Born in Antwerp in 1579, Frans Snyders entered the studio of Pieter Brueghel II as an apprentice in 1593, then that of Hendrick van Balen before being appointed Master of the Guild of Antwerp in 1602. From 1608 to 1609, he travelled round Italy, stopping first in Rome and then Milan, where he was welcomed by Cardinal Borromeo, to whom he had been recommended in a letter from Jan Bruehel I, announcing the forthcoming arrival of his friend.

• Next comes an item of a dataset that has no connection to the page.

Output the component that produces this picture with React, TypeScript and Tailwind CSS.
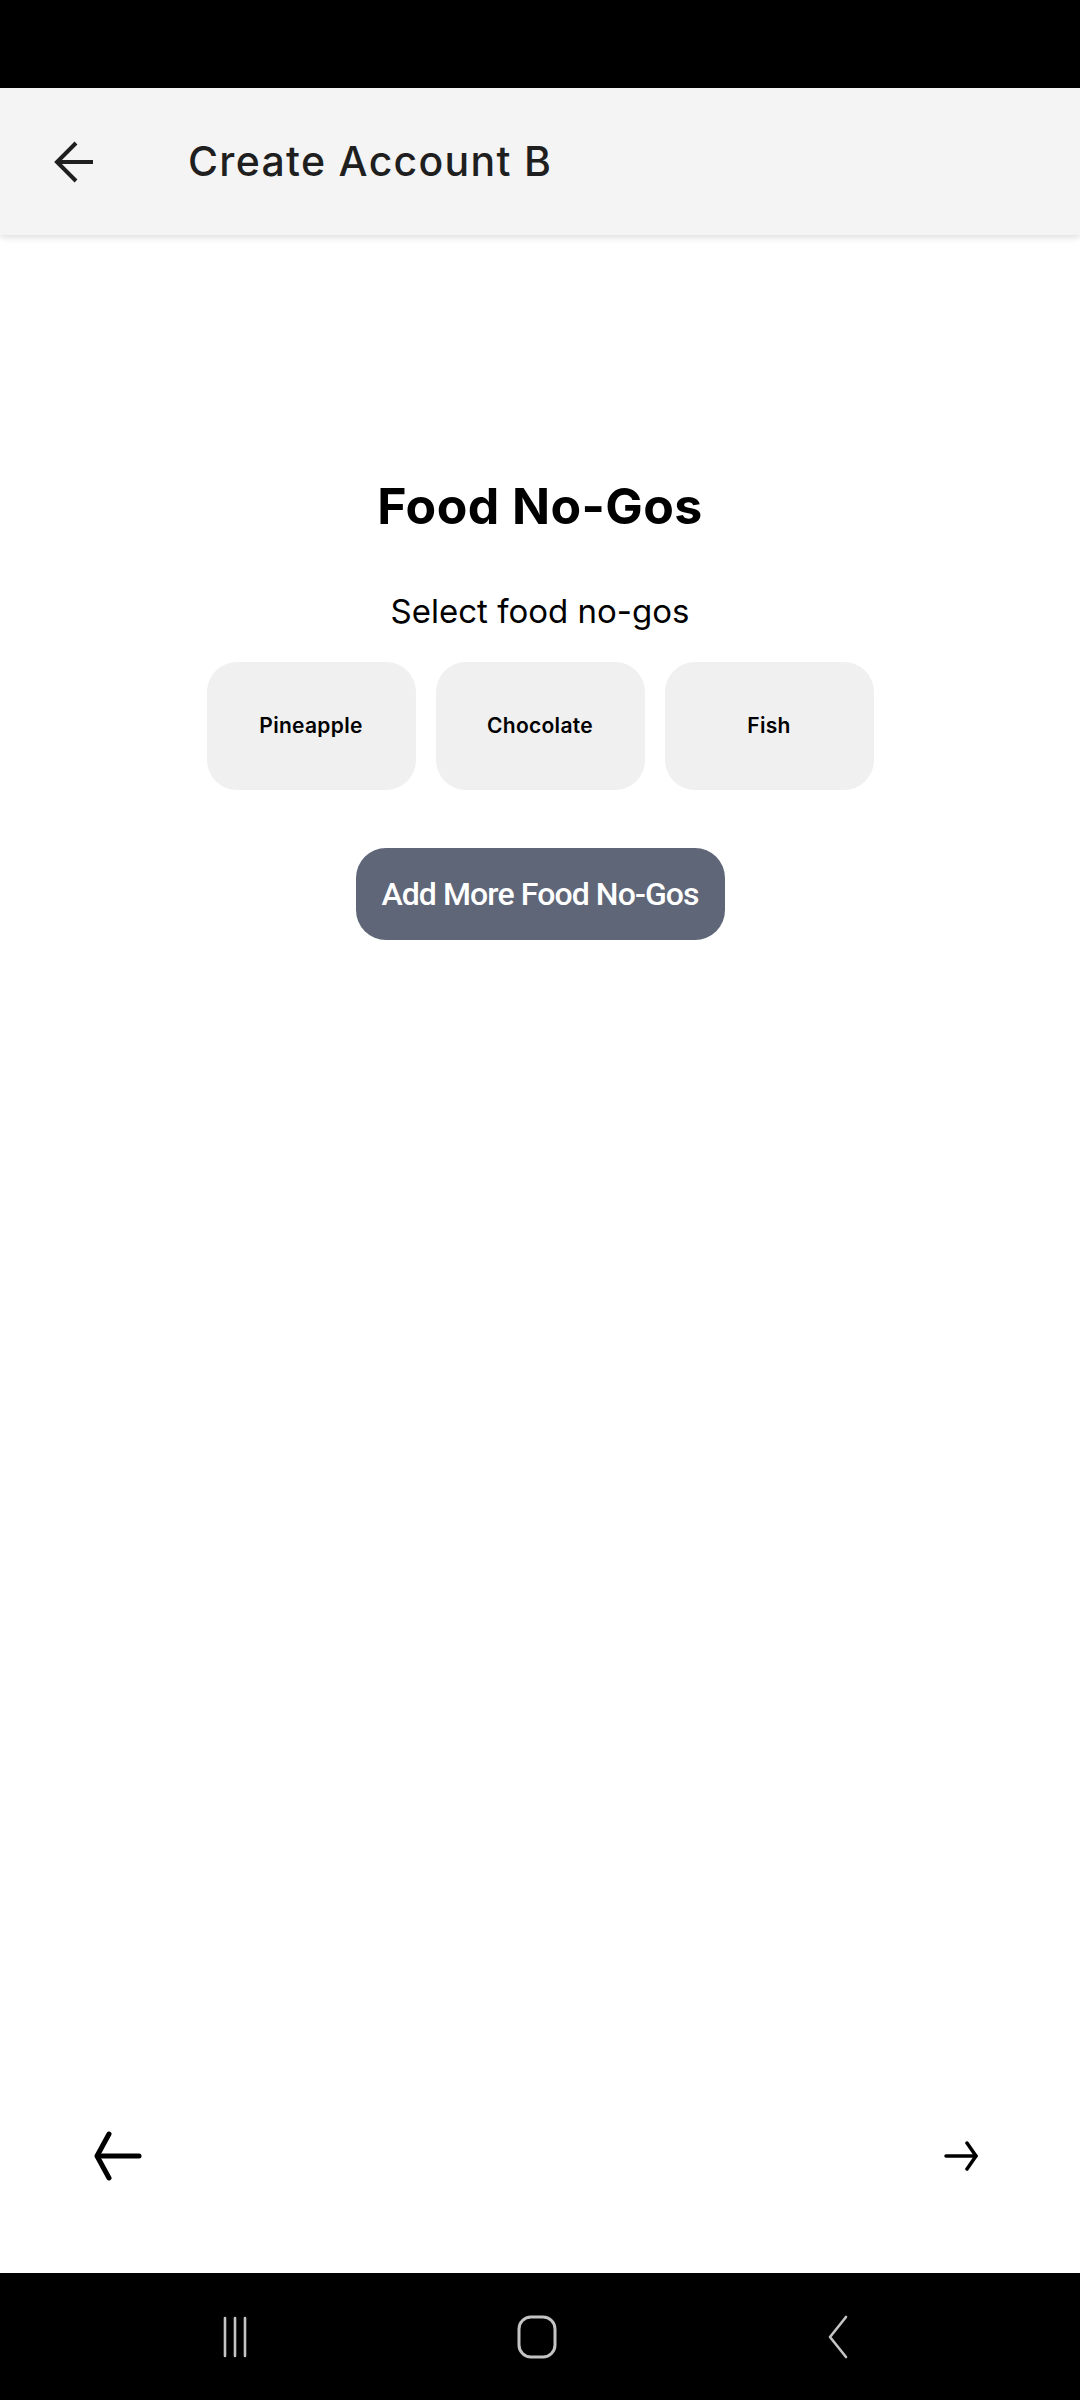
import { useState } from 'react';

const foods = ['Pineapple', 'Chocolate', 'Fish'];

// Onboarding step: pick foods the account holder won't eat.
export default function App() {
  const [selected, setSelected] = useState<string[]>([]);

  const toggle = (f: string) =>
    setSelected((s) => (s.includes(f) ? s.filter((x) => x !== f) : [...s, f]));

  return (
    <div className="flex h-[2400px] w-[1080px] flex-col bg-white" style={{ fontFamily: 'Inter, "Noto Sans", sans-serif' }}>
      {/* status bar */}
      <div className="h-[88px] shrink-0 bg-black" />

      {/* app bar */}
      <div className="relative z-10 flex h-[147px] shrink-0 items-center bg-[#f4f4f4] shadow-[0_3px_6px_rgba(0,0,0,0.12)]">
        <button className="ml-[50px] flex h-[48px] w-[48px] items-center justify-center text-[#1f1f1f]">
          <svg width="42" height="44" viewBox="0 0 42 44" fill="none" stroke="currentColor" strokeWidth="4">
            <path d="M40 22H5" />
            <path d="M23 3L4 22l19 19" />
          </svg>
        </button>
        <h1 className="ml-[90px] text-[41px] font-medium tracking-[1.3px] text-[#1f1f1f]">Create Account B</h1>
      </div>

      {/* content */}
      <div className="flex flex-1 flex-col items-center pt-[242px]">
        <h2 className="text-[50px] leading-[58px] font-bold tracking-[0.4px] text-black">Food No-Gos</h2>
        <p className="mt-[56px] text-[33px] leading-[40px] text-black">Select food no-gos</p>

        <div className="mt-[31px] flex gap-[20px]">
          {foods.map((f) => (
            <button
              key={f}
              onClick={() => toggle(f)}
              className={`flex h-[128px] w-[209px] items-center justify-center rounded-[30px] text-[21px] font-semibold tracking-[0.3px] text-black ${
                selected.includes(f) ? 'bg-[#dcdcdc]' : 'bg-[#f0f0f0]'
              }`}
            >
              {f}
            </button>
          ))}
        </div>

        <button
          className="mt-[58px] flex h-[92px] w-[369px] items-center justify-center rounded-[30px] bg-[#5e6678] text-[32px] font-medium tracking-[-0.9px] text-white"
          style={{ fontFamily: 'Roboto, sans-serif' }}
        >
          Add More Food No-Gos
        </button>

        <div className="flex-1" />

        {/* step navigation */}
        <div className="flex w-full items-center justify-between pr-[102px] pl-[94px] pb-[92px]">
          <svg width="48" height="50" viewBox="0 0 48 50" fill="none" stroke="black" strokeWidth="5" strokeLinecap="round" strokeLinejoin="round">
            <path d="M45 25H4" />
            <path d="M15 3L3 25l12 22" />
          </svg>
          <svg width="34" height="34" viewBox="0 0 34 34" fill="none" stroke="black" strokeWidth="3.5" strokeLinecap="round" strokeLinejoin="round">
            <path d="M2 17h30" />
            <path d="M23 4l9 13-9 13" />
          </svg>
        </div>
      </div>

      {/* system nav bar */}
      <div className="flex h-[127px] shrink-0 items-center justify-center bg-black">
        <div className="mr-[8px] flex items-center gap-[269px]">
          <svg width="26" height="42" viewBox="0 0 26 42" fill="none" stroke="#c4c4c4" strokeWidth="2.6" strokeLinecap="round">
            <path d="M3 2v38M13 2v38M23 2v38" />
          </svg>
          <svg width="40" height="44" viewBox="0 0 40 44" fill="none" stroke="#c4c4c4" strokeWidth="3">
            <rect x="2" y="2" width="36" height="40" rx="12" />
          </svg>
          <svg width="24" height="44" viewBox="0 0 24 44" fill="none" stroke="#c4c4c4" strokeWidth="2.6" strokeLinecap="round" strokeLinejoin="round">
            <path d="M20 2L4 22l16 20" />
          </svg>
        </div>
      </div>
    </div>
  );
}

In 1611, he married Margueretha de Vos, sister of the painters Cornelis and Paul. He became a member of the Society of Romanists in Antwerp in 1618, and was made dean in 1619. It was upon his return from Italy in 1609 that he decided to dedicate himself to still lifes. His fame and success was so rapid that it quickly exceeded the borders of his country, as proven by Philip IV of Spain’s commissions for the ‘Torre de la Parada’ or those of Archduke Leopold Wilhelm. He made an essential contribution to the development of still life painting. Around 1610, under the influence of Rubens – who became his friend and for whom he worked between 1611 and 1619 – and with the experience he gained in Italy, he participated in a fundamental renewal of this art form and the formulas inherited from P. Aertsen and J. Beuckelaer. In his paintings, he established an innovative rich, decorative style never used until then. Calm and regular compositions, dominated by simple but well-structured geometric patterns, sought to solve the problem of relationships between sumptuously arranged volumes. Most often intended for private collections, his smaller paintings are dominated by a vigorous and precise technique that tends towards an almost illusionist realism, while intensifying the volumes and a vitality rarely achieved in painting. Few people directly copied this painter, who was also one of the most brilliant Flemish colourists of the 17th century. Nevertheless, he had a lasting influence on his contemporaries as well as the whole of French 18th century painting.